Cette femme, reprit-il, veut avoir le portrait de son mari, demande un peintre dans ses connaissances ; on en a bientôt trouvé un… Le monsieur, exclusivement occupé de ses affaires, ne voit pas le monde, et s’occupe fort peu de sa toilette ; mais sa femme ne veut pas qu’il soit accroché dans leur salon, dans son costume de tous les jours, elle tient surtout à ce que sa barbe soit faite, à ce que sa vilaine cravate noire, grasse et luisante, soit échangée contre une autre d’une blancheur éblouissante ; à ce que ses cheveux, si mal entretenus, soient ce jour-là frisés et pommadés, et sa veste de travail remplacée par un habit neuf qu’il mettra ce jour-là pour la première fois. C’est dans cet état si opposé à ses habitudes que le brave homme se présente chez l’artiste.
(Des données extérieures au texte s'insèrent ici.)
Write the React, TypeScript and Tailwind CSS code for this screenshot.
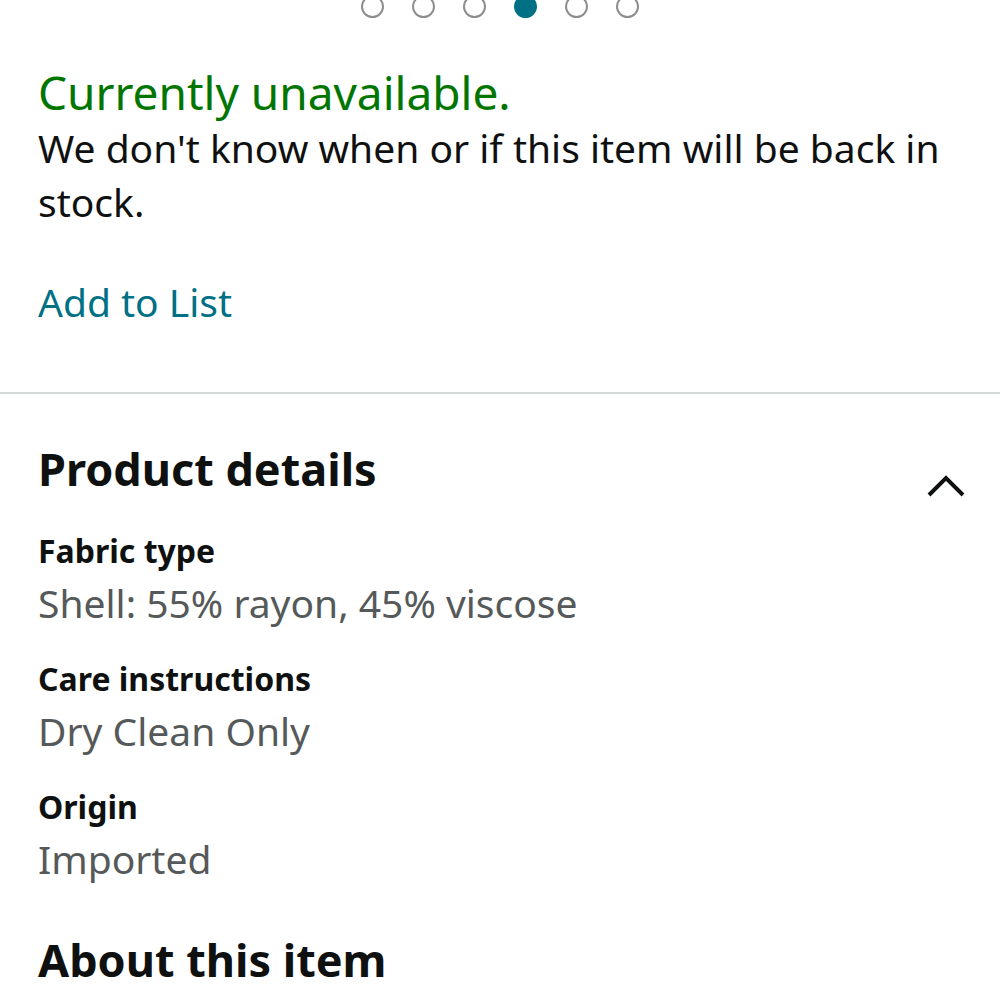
const font = { fontFamily: '"Noto Sans", "Open Sans", sans-serif' };

const details = [
  { label: "Fabric type", value: "Shell: 55% rayon, 45% viscose" },
  { label: "Care instructions", value: "Dry Clean Only" },
  { label: "Origin", value: "Imported" },
];

function Dots() {
  return (
    <div className="flex justify-center gap-[28px] -mt-[5px]">
      {[0, 1, 2, 3, 4, 5].map((i) =>
        i === 3 ? (
          <div key={i} className="w-[23px] h-[23px] rounded-full bg-[#007185]" />
        ) : (
          <div key={i} className="w-[23px] h-[23px] rounded-full border-2 border-[#8d8d8d]" />
        )
      )}
    </div>
  );
}

export default function App() {
  return (
    <div className="w-[1000px] h-[1000px] bg-white overflow-hidden" style={font}>
      <Dots />

      <div className="px-[38px] mt-[47px]">
        <div className="text-[46px] leading-[54px] text-[#007600]">Currently unavailable.</div>
        <div className="mt-[2px] text-[39px] leading-[54px] text-[#0f1111]">
          We don't know when or if this item will be back in stock.
        </div>
        <div className="mt-[46px] text-[39px] leading-[54px] text-[#007185]">Add to List</div>
      </div>

      <div className="mt-[63px] h-[2px] bg-[#d5d9d9]" />

      <div className="px-[38px] pr-[34px] mt-[48px]">
        <div className="flex items-start justify-between">
          <h2 className="text-[45px] leading-[54px] font-bold text-[#0f1111]">Product details</h2>
          <svg width="40" height="24" viewBox="0 0 40 24" className="mt-[32px]">
            <path d="M3 21 L20 4 L37 21" fill="none" stroke="#0f1111" strokeWidth="4" />
          </svg>
        </div>

        <div className="mt-[33px] flex flex-col gap-[31px]">
          {details.map((d) => (
            <div key={d.label}>
              <div className="text-[32px] leading-[40px] font-bold text-[#0f1111]">{d.label}</div>
              <div className="mt-[7px] text-[39px] leading-[50px] text-[#565959]">{d.value}</div>
            </div>
          ))}
        </div>

        <h2 className="mt-[49px] text-[45px] leading-[54px] font-bold text-[#0f1111]">About this item</h2>
      </div>
    </div>
  );
}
Au bout d’un instant, l’ennui s’empare du personnage ; sa physionomie si gaie et si ouverte prend une teinte sombre, ses yeux se ternissent, sa bouche perd de sa grâce habituelle, et le portrait est manqué ; les amis et connaissances, auxquels le tableau est soumis, sans apprécier les motifs, ne le trouvent pas réussi ; et Dieu sait comment ce pauvre artiste est traité. Donc faire le portrait n’est pas chose facile. Nous citerons cependant celui de M. le maréchal Maison, par M. Léon Coignet, ceux de MM. Langlois, Drolling, Rouillard, Champmartin, Steuben, Decaisne, Court, Bouchot, etc., sur lesquels nous aurons à revenir, et principalement les délicieuses miniatures de madame de Mirbel, qui, à mon avis, s’est élevée dans ce genre de peinture au plus haut degré de perfection. Je vous donnerai dans ma prochaine lettre de plus amples détails ; mais malgré l’inévitable quantité de mauvaises choses, l’ensemble de l’exposition est encore des plus satisfaisans.